Please note: Red Hat Storage Server has a new name: Red Hat Gluster Storage. Learn more about it, and Red Hat Ceph Storage, here: http://red.ht/1Hw7gYb
You may recall we recently launched Red Hat Storage Server 3 (learn more about that here). Well, we had a lot of questions arise during our keynote that we weren’t able to share at the time due to the live nature of the broadcast. Well, we’ve collected all the questions we received and compiled a series of blog posts around them. We’ll be sharing them over the next few days…starting with this post.
What proof points do you have for the storage TCO compared to either legacy methods or your competitors?
IDC published a white paper that details this information. Check out The Economics of Software-based Storage report.
How is RHS Ceph on commodity hardware positioned for advantage against big storage vendors like NetApp, EMC, HDS, etc…
Red Hat and open source gives customers freedom of choice on hardware which helps them to drive down costs. The scale-out architectures of Red Hat Storage Server and Red Hat’s InkTank Ceph Enterprise are better suited for massive data growth without having to invest upfront.
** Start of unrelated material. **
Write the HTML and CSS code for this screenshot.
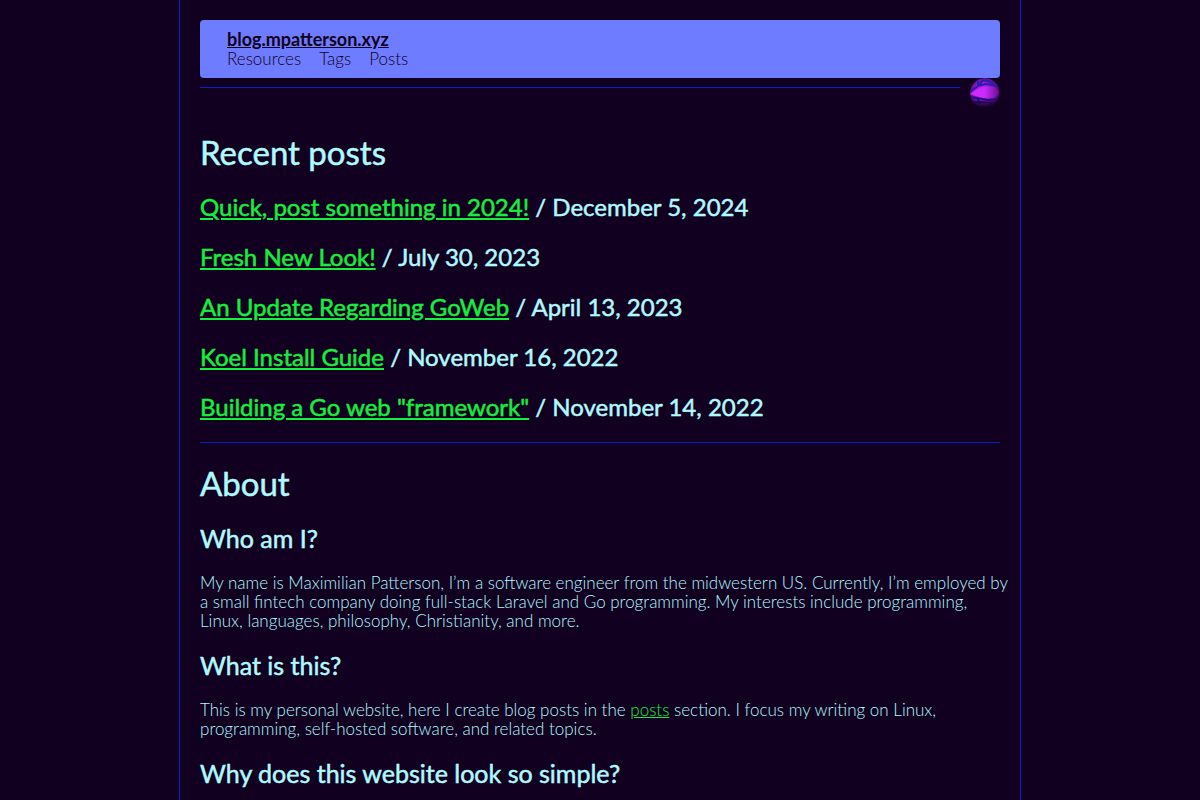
FILE: index.html
```html
<!DOCTYPE html>
<html lang="en">
<head>
<meta charset="utf-8">
<meta name="viewport" content="width=device-width, initial-scale=1">
<title>blog.mpatterson.xyz</title>
<link rel="stylesheet" href="styles.css">
</head>
<body>
<div class="page">
  <header class="site-header">
    <a class="site-title" href="/">blog.mpatterson.xyz</a>
    <nav class="site-nav">
      <a href="/resources">Resources</a>
      <a href="/tags">Tags</a>
      <a href="/posts">Posts</a>
    </nav>
  </header>
  <div class="divider">
    <hr class="rule divider-rule">
    <svg class="orb" viewBox="0 0 32 32" aria-hidden="true">
      <defs>
        <radialGradient id="glow" cx="0.46" cy="0.45" r="0.54">
          <stop offset="0" stop-color="#d52bfa"/>
          <stop offset="0.5" stop-color="#a51bd8"/>
          <stop offset="0.8" stop-color="#6a0f98"/>
          <stop offset="1" stop-color="#2a0640"/>
        </radialGradient>
        <linearGradient id="band" x1="0" y1="0" x2="1" y2="0">
          <stop offset="0.5" stop-color="#cc2bfa"/>
          <stop offset="1" stop-color="#6a1098"/>
        </linearGradient>
        <linearGradient id="fade" x1="0" y1="0" x2="0" y2="1">
          <stop offset="0.6" stop-color="#120020" stop-opacity="0"/>
          <stop offset="0.95" stop-color="#120020" stop-opacity="0.9"/>
        </linearGradient>
        <clipPath id="ball"><circle cx="17" cy="15" r="15"/></clipPath>
      </defs>
      <g clip-path="url(#ball)">
        <circle cx="17" cy="15" r="15" fill="url(#glow)"/>
        <path d="M2 16 Q9 10 18 9 Q27 8 31 14 Q28 21 19 21 Q9 19 2 16 Z" fill="url(#band)"/>
        <path d="M3 13 L10 8 L15 2 M9 8 L18 6 L28 8 M14 2 L20 3 L26 6 M10 3 L10 8" fill="none" stroke="#2a1cae" stroke-width="2"/>
        <path d="M2 19 L9 20 L20 22 L29 21 M6 24 L13 24 L25 25 M9 19 L12 26" fill="none" stroke="#28108f" stroke-width="2"/>
        <rect width="32" height="32" fill="url(#fade)"/>
      </g>
    </svg>
  </div>
  <main>
    <section class="posts">
      <h1>Recent posts</h1>
      <h2><a href="/posts/quick">Quick, post something in 2024!</a> / December 5, 2024</h2>
      <h2><a href="/posts/fresh">Fresh New Look!</a> / July 30, 2023</h2>
      <h2><a href="/posts/goweb">An Update Regarding GoWeb</a> / April 13, 2023</h2>
      <h2><a href="/posts/koel">Koel Install Guide</a> / November 16, 2022</h2>
      <h2><a href="/posts/framework">Building a Go web "framework"</a> / November 14, 2022</h2>
    </section>
    <hr class="rule">
    <section>
      <h1>About</h1>
      <h2>Who am I?</h2>
      <p>My name is Maximilian Patterson, I’m a software engineer from the midwestern US. Currently, I’m employed by a small fintech company doing full-stack Laravel and Go programming. My interests include programming, Linux, languages, philosophy, Christianity, and more.</p>
      <h2>What is this?</h2>
      <p>This is my personal website, here I create blog posts in the <a href="/posts">posts</a> section. I focus my writing on Linux, programming, self-hosted software, and related topics.</p>
      <h2>Why does this website look so simple?</h2>
    </section>
  </main>
</div>
</body>
</html>
```

FILE: styles.css
```css
html {
  background: #120020;
}

body {
  margin: 0;
  color: #affaff;
  font-family: Lato, "Liberation Sans", sans-serif;
  font-size: 17px;
  font-weight: 300;
  line-height: 19px;
}

.page {
  box-sizing: border-box;
  max-width: 842px;
  min-height: 100vh;
  margin: 0 auto;
  padding: 20px;
  border: solid #0a1ec8;
  border-width: 0 1px;
}

.site-header {
  display: flex;
  flex-direction: column;
  align-items: flex-start;
  padding: 9px 27px;
  border-radius: 4px;
  background: #6e7cff;
  line-height: 20px;
}

.site-header a {
  color: #120020;
}

.site-title {
  font-size: 18px;
  font-weight: 700;
}

.site-nav {
  display: flex;
  gap: 18px;
}

.site-nav a {
  text-decoration: none;
}

.rule {
  height: 1px;
  margin: 20px 0;
  border: 0;
  background: #0a1ec8;
}

.divider {
  display: flex;
  align-items: flex-start;
  gap: 8px;
  padding-bottom: 2px;
}

.divider-rule {
  flex: 1;
  margin: 9px 0 0;
}

.orb {
  width: 32px;
  height: 32px;
}

h1,
h2 {
  margin: 20px 0;
  font-weight: 400;
  -webkit-text-stroke: 0.5px currentColor;
}

h1 {
  font-size: 33px;
  line-height: 40px;
}

h2 {
  font-size: 25px;
  line-height: 30px;
}

.posts h2 {
  font-size: 24px;
}

h1 + h2 {
  margin-top: 0;
}

p {
  margin: 20px -10px 20px 0;
}

main a {
  color: #14f03c;
}
```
In addition, as we run on industry-standard hardware and combine Red Hat Enterprise Linux with GlusterFS as the underlying storage OS the storage nodes can also be used to run some infrastructure applications which helps to reduce datacenter footprint and costs.
How does this differ from Netapp & EMC? What advantages does it have over these big storage players?
NetApp has no real scale-out storage solution. EMC does have Isilon for scale-out file storage which is a proprietary appliance with similar features, but at significantly higher costs. Red Hat Storage also provides converged (computing and storage) capabilities, whereas NetApp and EMC do not.
Can you provide Red Hat’s definition for Software Defined Storage and how the capacity and security mechanisms in SDS are improved & differentiated compared to traditional storage?
Software-defined storage decouples the storage hardware and the control layer. Also the common SDS regime is to use standard hardware and develop advanced features rather in the software layer. RHS uses RHEL as the underlying storage OS which provides military grade security features. Using a mainstream OS like RHEL also means that overall more customers are using it and when security issues are discovered that they can receive fixes immediately. Just as a recent example it took RH a couple of hours to fix a very wide-spread and dangerous security issue in the bash shell (shellshock) whereas there are quite a few UNIX, linux or freebsd based deployments or appliances which still don’t have a fix for this issue as of today.
How do you measure advantage your system provides?
We can measure three factors: Costs, Scalability and Performance. Our costs are on average up to 60% lower than our competition, we can now scale up to >30 PB in a single pool and linearly increase throughput by just adding additional storage nodes.
What are the advantages of RHSSv3 compared to ZFS solutions like Nexenta?
ZFS is a great file system but it’s running on a single-node and therefore can’t really scale-out but rather uses the scale-up approach (adding CPU, cache, SSD). This is fine for small to medium environments, but brings the same limitations as proprietary legacy storage appliances. They don’t scale.
How is software-defined storage different from storage hypervisors or storage virtualization?
Red Hat Storage Server and Red Hat’s Inktank Ceph Enterprise use virtualization approaches as well but they go beyond that capability and provide many more features. Also the most commonly used storage virtualization technologies are block-based and provide just larger virtual block pools which usually require more expensive and complex fibre-channel based storage. RHS pools and virtualizes filesystems based on commodity storage servers where there is no need for a shared storage system or fibre-channel, but rather uses the disks which are in each of the storage servers. We use an algorithmic approach for virtualization which tends to scale better than classic storage virtualization technologies which have to go through a controller appliance or metadata server.